Lawmakers from three political families of the European Parliament reached on 10 January a compromise to cap the level of crop-based biofuels at the level that each member state reached in 2017 and “kill” palm oil as a transport fuel from 2021, EURACTIV.com has learnt.
The MEPs from the European People’s Party (EPP), the Socialists and Democrats (S&D) and the Alliance of Liberals and Democrats for Europe (ALDE) groups in the European Parliament submitted an amendment for vote at the Strasbourg plenary session on 17 January.
Sources stressed that the amendment will likely be adopted at the plenary considering that MEPs will follow their party lines.
Particularly, the MEPs agreed on the share of crop-based biofuels in each member state to be capped at the level each country has reached in 2017.
This cap would be continued to 2030 with no decrease or phase-out.
On the other hand, the European Commission proposed to reduce the contribution of crop-based biofuels in transport from a maximum of 7% in 2021 to 3.8% in 2030.
In practice after Wednesday’s amendment, if a country had a 5% share of crop-based biofuels (also known as first-generation biofuels) in its energy mix in 2017, the same share will apply as a cap up to 2030; if another country had 4% in 2017, its cap to 2030 will be 4%.
However, for those countries that have a crop-based biofuels’ share of less than 2%, they will be granted flexibility to adjust their cap upwards to 2% in order to meet the 12% renewable energy in transport target.
The purpose of this provision is to avoid being capped at an extremely low level all the way to 2030.
As far as palm oil is concerned, from 2021 will no longer be considered as a renewable energy “leaving more space in the cap for European-produced biofuels”.
Protecting existing investments
The EU executive’s proposal has been heavily criticised by the biofuel industry as well as EU farmers for damaging investors’ confidence due to the constant changing policy recommendations.
The first Renewable Energy Directive set a target of 10% of renewable energy sources in the transport sector, including first-generation biofuels made from food crops.
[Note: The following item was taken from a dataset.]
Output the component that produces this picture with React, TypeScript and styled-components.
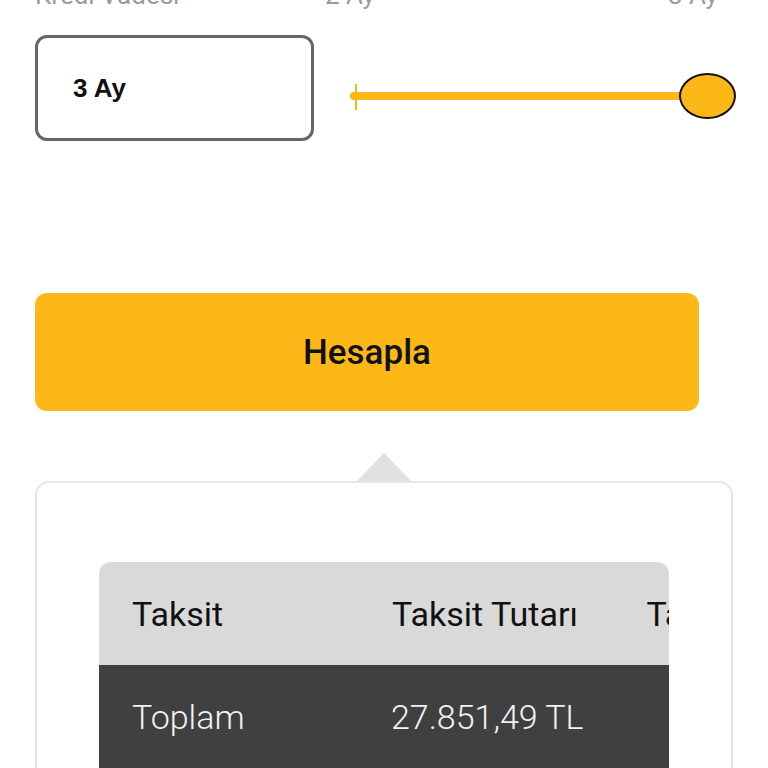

But this directive was amended in 2015 and the contribution of first-generation biofuels from October 2017 will be limited to 7% of energy consumption in land transport, a figure that will be lowered to 3.8% in 2030 under the latest Commission proposals.
Pekka Pesonen, the secretary-general of Copa-Cogeca, the association of European farmers and agri-cooperatives, has pointed out the need for a stable EU policy framework to support investment.
“The EU biofuels policy is unstable and does not create a favourable climate for the setting up of new biofuel commercial plants,” Pesonen emphasised, referring to investment in advanced biofuels, made from wastes and residues.
For the centre-right EPP, Wednesday’s amendment will send the markets a message of certainty.
“I am pleased that we have reached an agreement that I feel is acceptable to all parties after hours and hours of hard work over the past few months. This deal, while not perfect, achieves the important EPP objective of protecting existing investments,” Irish MEP Seán Kelly told EURACTIV.
Kelly added that the biofuel sector had enjoyed very little investor certainty recently and this proposed compromise would send an important signal to the industry that “we in the Parliament want to end this period of uncertainty”.
“I hope that in next week’s vote, Parliament will take a pragmatic approach, support this agreed text, and give us a strong position to take into negotiations with Council,” the Irish MEP added.
“Biofuels are crucial for the decarbonisation of the transport sector, we will not replace our whole transport fleet overnight with EVs and so biofuels have a vital role to play in the short to medium term. However, investor certainty is needed. This deal will help to bring certainty right along the biofuels supply chain, from the farmer to the fuel pump,” he concluded.